=== Problem to solve ===
Where does the string "table" appear in the records? Copy every line that contains it.

-=-=-=-=-

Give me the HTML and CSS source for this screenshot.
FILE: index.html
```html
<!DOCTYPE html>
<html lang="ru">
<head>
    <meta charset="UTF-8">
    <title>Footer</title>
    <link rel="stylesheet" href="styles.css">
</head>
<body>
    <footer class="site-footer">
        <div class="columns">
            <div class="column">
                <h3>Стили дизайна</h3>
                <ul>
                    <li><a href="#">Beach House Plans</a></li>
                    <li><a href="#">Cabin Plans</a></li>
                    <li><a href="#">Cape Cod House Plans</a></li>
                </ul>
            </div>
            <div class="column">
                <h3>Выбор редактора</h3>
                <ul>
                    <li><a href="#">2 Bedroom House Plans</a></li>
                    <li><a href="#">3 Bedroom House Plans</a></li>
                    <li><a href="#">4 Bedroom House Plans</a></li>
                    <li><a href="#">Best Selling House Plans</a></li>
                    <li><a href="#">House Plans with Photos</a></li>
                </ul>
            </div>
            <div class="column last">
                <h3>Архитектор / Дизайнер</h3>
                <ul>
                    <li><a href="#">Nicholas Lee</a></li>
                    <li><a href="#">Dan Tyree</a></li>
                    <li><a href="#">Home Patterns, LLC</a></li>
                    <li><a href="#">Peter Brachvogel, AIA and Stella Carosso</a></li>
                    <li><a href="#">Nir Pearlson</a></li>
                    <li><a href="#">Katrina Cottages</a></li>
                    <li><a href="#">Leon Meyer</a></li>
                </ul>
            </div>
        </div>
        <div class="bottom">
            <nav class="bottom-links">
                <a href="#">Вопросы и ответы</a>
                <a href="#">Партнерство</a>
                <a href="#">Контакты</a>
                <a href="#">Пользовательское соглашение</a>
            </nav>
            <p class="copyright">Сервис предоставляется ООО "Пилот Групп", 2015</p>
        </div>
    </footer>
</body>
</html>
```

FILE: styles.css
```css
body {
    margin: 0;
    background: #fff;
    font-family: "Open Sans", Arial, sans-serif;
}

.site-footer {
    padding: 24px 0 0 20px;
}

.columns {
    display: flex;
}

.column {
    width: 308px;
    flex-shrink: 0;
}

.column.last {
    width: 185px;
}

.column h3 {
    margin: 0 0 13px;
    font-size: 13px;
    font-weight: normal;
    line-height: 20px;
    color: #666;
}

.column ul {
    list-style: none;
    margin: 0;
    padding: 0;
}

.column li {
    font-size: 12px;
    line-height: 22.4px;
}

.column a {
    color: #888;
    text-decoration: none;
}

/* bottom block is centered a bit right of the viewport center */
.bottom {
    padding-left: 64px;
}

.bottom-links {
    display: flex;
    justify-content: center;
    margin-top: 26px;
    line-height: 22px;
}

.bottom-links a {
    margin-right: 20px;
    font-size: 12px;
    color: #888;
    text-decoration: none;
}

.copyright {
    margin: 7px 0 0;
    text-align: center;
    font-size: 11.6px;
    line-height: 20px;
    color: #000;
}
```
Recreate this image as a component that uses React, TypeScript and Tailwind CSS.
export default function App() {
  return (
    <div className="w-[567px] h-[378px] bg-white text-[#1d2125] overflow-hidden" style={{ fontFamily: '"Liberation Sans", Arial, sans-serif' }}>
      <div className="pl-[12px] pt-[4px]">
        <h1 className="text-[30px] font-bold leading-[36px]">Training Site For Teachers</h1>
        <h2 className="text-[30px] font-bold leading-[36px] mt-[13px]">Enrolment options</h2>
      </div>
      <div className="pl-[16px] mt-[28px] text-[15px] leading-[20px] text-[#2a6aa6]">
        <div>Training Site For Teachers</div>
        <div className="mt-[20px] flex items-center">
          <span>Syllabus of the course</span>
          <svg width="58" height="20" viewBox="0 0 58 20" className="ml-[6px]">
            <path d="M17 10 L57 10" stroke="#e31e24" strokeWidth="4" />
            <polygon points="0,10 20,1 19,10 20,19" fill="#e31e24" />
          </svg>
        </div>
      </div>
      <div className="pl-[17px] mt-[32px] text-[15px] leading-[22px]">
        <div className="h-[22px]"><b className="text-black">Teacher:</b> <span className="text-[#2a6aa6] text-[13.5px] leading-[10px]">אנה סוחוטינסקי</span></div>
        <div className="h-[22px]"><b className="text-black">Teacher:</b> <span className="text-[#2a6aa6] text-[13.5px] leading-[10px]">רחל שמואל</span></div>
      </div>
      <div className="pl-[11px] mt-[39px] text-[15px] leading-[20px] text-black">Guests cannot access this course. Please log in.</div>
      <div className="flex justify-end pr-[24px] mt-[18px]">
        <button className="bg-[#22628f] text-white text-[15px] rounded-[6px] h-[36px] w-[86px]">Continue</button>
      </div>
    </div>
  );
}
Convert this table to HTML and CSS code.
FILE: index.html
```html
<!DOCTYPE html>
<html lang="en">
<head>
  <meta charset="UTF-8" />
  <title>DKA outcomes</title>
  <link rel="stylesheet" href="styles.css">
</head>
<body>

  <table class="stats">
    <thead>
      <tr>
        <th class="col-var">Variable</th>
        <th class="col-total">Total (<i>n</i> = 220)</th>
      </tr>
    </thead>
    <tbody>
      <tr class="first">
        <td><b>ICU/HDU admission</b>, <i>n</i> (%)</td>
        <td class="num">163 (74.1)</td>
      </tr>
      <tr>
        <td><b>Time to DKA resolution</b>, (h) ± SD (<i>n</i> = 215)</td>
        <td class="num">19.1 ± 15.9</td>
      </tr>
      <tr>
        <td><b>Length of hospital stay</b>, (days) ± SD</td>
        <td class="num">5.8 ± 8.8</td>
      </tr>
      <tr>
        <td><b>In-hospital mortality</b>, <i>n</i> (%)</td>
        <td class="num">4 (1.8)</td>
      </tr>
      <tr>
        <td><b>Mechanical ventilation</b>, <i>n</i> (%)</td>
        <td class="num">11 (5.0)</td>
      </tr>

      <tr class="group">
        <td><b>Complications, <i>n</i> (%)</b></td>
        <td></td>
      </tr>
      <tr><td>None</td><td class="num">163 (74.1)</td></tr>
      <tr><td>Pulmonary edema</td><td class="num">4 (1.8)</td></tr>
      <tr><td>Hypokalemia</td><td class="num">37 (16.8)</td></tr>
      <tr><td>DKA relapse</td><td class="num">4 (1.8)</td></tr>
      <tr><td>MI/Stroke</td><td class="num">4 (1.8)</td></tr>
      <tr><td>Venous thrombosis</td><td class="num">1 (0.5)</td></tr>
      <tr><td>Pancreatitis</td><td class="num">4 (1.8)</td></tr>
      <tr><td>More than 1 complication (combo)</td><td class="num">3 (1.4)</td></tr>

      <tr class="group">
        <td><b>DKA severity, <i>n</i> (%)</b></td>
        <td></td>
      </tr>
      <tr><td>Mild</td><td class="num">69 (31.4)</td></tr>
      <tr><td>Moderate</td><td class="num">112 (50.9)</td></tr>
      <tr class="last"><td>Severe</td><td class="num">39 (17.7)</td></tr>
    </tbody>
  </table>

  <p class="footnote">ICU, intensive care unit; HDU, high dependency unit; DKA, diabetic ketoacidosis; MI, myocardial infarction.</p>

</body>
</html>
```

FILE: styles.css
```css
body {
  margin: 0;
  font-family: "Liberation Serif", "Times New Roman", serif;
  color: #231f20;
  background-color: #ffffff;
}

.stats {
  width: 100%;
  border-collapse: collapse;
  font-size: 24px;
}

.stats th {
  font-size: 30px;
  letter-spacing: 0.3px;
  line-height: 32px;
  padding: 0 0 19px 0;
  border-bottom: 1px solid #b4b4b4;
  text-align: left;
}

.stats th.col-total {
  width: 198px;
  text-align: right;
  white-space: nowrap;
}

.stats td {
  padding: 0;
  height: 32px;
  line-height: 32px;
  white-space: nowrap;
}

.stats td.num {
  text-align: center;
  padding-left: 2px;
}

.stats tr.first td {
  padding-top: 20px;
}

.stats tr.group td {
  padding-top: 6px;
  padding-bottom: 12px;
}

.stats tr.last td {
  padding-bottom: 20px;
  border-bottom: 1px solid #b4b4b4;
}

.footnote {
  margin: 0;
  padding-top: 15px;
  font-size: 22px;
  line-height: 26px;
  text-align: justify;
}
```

-=-=-=-=-

=== Completed exercise ===
Convert this table to HTML and CSS code.
  <table class="stats">
  </table>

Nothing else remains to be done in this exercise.